Милиционер при виде моего паспорта не выказывает никакого колебания. Быстрый телефонный звонок, и я прохожу «Persona grata», как никогда и нигде не проходила. Мне даже приходится подождать мою Таню, франко-европейский паспорт которой внимательно просматривается.
— Мне помогает какая-то оккультная сила, — говорю я владыке.
— Почему оккультная? Это Божья помощь!
Нас встречают так много старых бизертских друзей, что мне с трудом верится, что я в Москве. Еще недавно признать нашу дружбу было с их стороны храбрым поступком, за который они могли поплатиться своей работой. Зина приехала издалека, Юрий и Лариса — москвичи. Они везут нас к родителям Аркадия, у которых мы будем жить в Москве. Нас ждет прекрасный ужин, на котором присутствует профессор Жданов. Я узнаю, что весь следующий день расписан, но это меня не пугает; в этом заботливом семейном окружении я на все найду силы. После Москвы, после Петербурга меня ждут в Рубежном.
С четверга 5-го по понедельник 9-го мы осматриваем Москву. Увидеть так много, в такой короткий срок нелегко, но Культурный центр все предвидел.

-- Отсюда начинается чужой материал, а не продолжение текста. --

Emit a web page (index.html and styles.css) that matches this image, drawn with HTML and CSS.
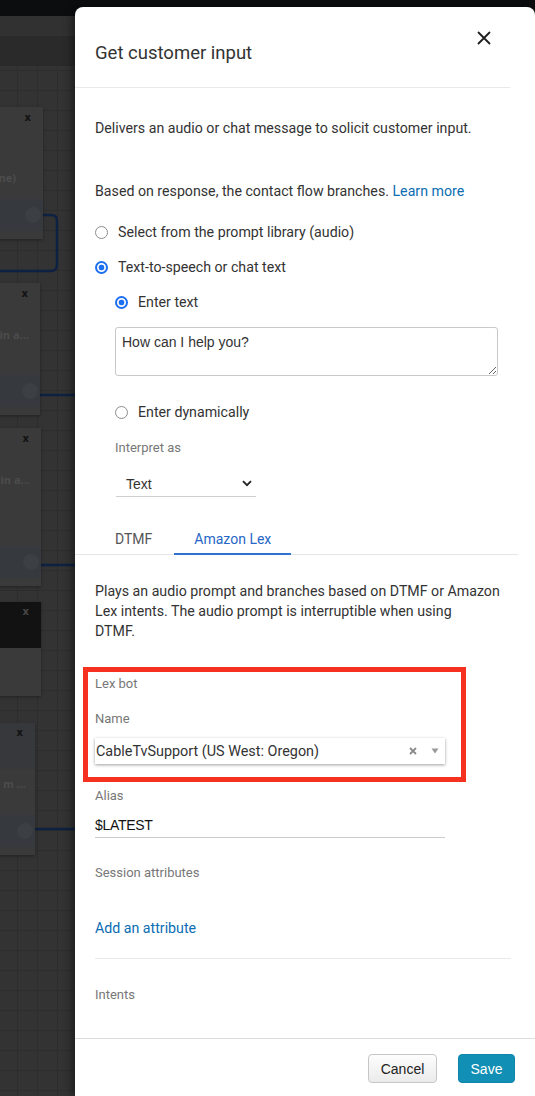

С первого же дня мы приняты в Даниловом монастыре владыкой Владимиром, представителем по зарубежным связям при митрополите Кирилле. Я могу изложить ему положение наших церквей: мы не имеем средств на священника и починку церквей, что дает тунисскому правительству законную возможность их национализировать. Я поставила в известность представителей Синода в США, владыку Антония в Женеве и владыку Лавра, посетившего Тунис. Никто не нашел разрешения этому вопросу. Что думает владыка Владимир? Знает ли он, что первый раз в жизни я обращаюсь за помощью, не чувствуя себя иностранкой. Данилов монастырь — самый старинный в Москве, основанный в XIII веке князем Даниилом, сыном Александра Невского.